Priming and Painting
One thing that makes many people stay away from 3D printing is the lack of colors in the end result. You can use only one filament or resin (in rare cases, two) of a single color. While you can change up filament colors from print to print, each individual object is of a uniform color.
But take a look at the miniatures printed by any 3D printing enthusiast, and you will notice that their end products are multi-colored, like something bought from a leading store.
Their secret? Painting.
Painting a 3D model can be a tricky yet rewarding experience. You can use acrylic or oil-based colors, and paint using brushes or better yet, spray cans.
Before painting your model though, you need to prime it. Once again, a spray based primer is your friend. Make sure that you prime and paint your 3D print after you are done sanding it properly.
3D printing is not particularly difficult to learn. There is no complicated interface or millions of settings you have to get right. Printing a 3D model is a pretty straightforward process, with a clearly defined workflow that will become second nature once you have a few prints in your belt.

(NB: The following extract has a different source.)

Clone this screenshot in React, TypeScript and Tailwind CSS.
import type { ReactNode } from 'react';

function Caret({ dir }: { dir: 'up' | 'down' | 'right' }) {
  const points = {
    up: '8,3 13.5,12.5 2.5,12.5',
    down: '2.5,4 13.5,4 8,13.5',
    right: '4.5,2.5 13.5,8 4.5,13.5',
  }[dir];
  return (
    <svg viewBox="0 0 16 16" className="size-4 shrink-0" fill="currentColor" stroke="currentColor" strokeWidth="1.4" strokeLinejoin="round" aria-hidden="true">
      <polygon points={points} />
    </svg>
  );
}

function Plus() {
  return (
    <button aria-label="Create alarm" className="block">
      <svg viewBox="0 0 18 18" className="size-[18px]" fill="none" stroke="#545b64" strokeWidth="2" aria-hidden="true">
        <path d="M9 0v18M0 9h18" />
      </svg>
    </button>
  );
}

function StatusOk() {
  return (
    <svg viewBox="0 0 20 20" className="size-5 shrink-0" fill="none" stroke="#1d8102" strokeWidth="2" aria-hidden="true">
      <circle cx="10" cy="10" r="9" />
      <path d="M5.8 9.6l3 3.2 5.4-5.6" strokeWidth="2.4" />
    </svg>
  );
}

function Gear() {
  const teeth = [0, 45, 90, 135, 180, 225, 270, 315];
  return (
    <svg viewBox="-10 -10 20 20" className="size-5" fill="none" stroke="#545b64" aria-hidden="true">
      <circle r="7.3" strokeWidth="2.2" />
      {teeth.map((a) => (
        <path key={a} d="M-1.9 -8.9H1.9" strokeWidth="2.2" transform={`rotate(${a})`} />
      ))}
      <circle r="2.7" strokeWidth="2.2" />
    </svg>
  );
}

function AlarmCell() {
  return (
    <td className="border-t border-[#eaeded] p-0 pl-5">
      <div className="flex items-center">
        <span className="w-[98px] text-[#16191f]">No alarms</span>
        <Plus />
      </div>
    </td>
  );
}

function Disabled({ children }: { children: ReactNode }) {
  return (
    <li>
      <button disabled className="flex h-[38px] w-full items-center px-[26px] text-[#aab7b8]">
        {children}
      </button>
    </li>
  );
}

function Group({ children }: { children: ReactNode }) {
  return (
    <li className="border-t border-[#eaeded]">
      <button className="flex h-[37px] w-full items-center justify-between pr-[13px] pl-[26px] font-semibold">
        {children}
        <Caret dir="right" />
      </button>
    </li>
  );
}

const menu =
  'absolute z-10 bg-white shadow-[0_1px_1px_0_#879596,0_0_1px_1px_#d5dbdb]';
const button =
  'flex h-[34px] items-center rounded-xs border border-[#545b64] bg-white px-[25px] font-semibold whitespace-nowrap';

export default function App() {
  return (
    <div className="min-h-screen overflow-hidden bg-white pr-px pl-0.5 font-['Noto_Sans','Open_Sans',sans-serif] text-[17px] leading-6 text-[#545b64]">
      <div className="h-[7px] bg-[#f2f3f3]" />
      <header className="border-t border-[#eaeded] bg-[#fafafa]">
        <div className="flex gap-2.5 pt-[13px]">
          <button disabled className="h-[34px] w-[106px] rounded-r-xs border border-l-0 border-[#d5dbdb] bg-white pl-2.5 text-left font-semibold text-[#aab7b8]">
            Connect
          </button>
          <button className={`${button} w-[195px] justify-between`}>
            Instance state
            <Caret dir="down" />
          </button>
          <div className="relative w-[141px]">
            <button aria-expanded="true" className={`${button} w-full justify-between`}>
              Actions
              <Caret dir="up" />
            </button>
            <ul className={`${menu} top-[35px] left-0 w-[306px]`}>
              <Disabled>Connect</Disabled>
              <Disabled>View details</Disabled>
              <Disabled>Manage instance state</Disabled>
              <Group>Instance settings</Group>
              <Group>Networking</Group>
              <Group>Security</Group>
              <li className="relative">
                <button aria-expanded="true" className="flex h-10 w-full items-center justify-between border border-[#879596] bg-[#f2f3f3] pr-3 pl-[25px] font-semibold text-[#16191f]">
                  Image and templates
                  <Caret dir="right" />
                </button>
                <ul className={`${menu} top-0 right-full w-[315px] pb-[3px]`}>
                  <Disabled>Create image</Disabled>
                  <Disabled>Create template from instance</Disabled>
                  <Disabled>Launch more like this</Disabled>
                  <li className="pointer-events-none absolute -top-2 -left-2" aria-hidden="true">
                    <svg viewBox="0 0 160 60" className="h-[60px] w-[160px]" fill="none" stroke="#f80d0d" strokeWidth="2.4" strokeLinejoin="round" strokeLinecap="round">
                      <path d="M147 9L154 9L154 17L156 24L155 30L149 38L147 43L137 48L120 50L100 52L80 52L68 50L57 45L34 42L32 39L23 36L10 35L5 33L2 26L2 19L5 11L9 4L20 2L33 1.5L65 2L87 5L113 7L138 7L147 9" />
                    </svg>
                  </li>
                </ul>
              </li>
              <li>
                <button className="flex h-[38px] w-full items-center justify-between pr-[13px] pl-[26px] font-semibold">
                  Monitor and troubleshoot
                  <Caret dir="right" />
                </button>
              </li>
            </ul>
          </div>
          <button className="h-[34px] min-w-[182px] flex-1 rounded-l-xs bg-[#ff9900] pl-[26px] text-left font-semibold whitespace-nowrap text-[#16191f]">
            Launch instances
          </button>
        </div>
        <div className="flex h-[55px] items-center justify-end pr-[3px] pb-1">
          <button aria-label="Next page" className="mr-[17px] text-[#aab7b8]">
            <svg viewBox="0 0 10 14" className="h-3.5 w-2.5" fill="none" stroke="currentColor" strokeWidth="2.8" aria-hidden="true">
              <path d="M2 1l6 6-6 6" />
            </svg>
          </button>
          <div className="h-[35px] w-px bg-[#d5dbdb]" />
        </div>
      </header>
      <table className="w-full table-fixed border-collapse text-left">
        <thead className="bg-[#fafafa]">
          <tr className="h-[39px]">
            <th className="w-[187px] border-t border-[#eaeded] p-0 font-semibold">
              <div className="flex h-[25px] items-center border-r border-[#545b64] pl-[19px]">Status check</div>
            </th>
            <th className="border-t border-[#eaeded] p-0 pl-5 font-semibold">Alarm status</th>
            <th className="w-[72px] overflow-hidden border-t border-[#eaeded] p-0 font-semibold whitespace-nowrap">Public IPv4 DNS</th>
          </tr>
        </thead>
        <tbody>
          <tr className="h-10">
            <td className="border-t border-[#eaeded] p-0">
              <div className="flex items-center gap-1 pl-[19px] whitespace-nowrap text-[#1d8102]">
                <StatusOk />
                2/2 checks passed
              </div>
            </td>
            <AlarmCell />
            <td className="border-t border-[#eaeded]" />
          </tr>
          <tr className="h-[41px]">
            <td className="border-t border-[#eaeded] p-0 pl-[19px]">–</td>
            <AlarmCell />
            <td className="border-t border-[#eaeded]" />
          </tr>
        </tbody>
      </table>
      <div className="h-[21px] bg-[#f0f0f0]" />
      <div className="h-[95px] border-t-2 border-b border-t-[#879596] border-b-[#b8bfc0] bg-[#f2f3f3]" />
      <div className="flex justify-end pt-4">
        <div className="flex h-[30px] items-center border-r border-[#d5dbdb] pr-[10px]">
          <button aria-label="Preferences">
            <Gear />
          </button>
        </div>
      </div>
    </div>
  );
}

That said, 3D printing might appear a bit daunting to the very beginner.
The good news is that there is a wealth of resources these days about learning 3D printing without any prior knowledge. You can head to Youtube, follow along with the steps at Instructables, or sign up for a course at Coursera.
Or you can just refer to an online guide for the basics and try things out for yourself.
There is no wrong way to learn 3D printing, so if you are wondering where you should start, just get yourself a 3D printer and fire it up. You will be an expert in no time.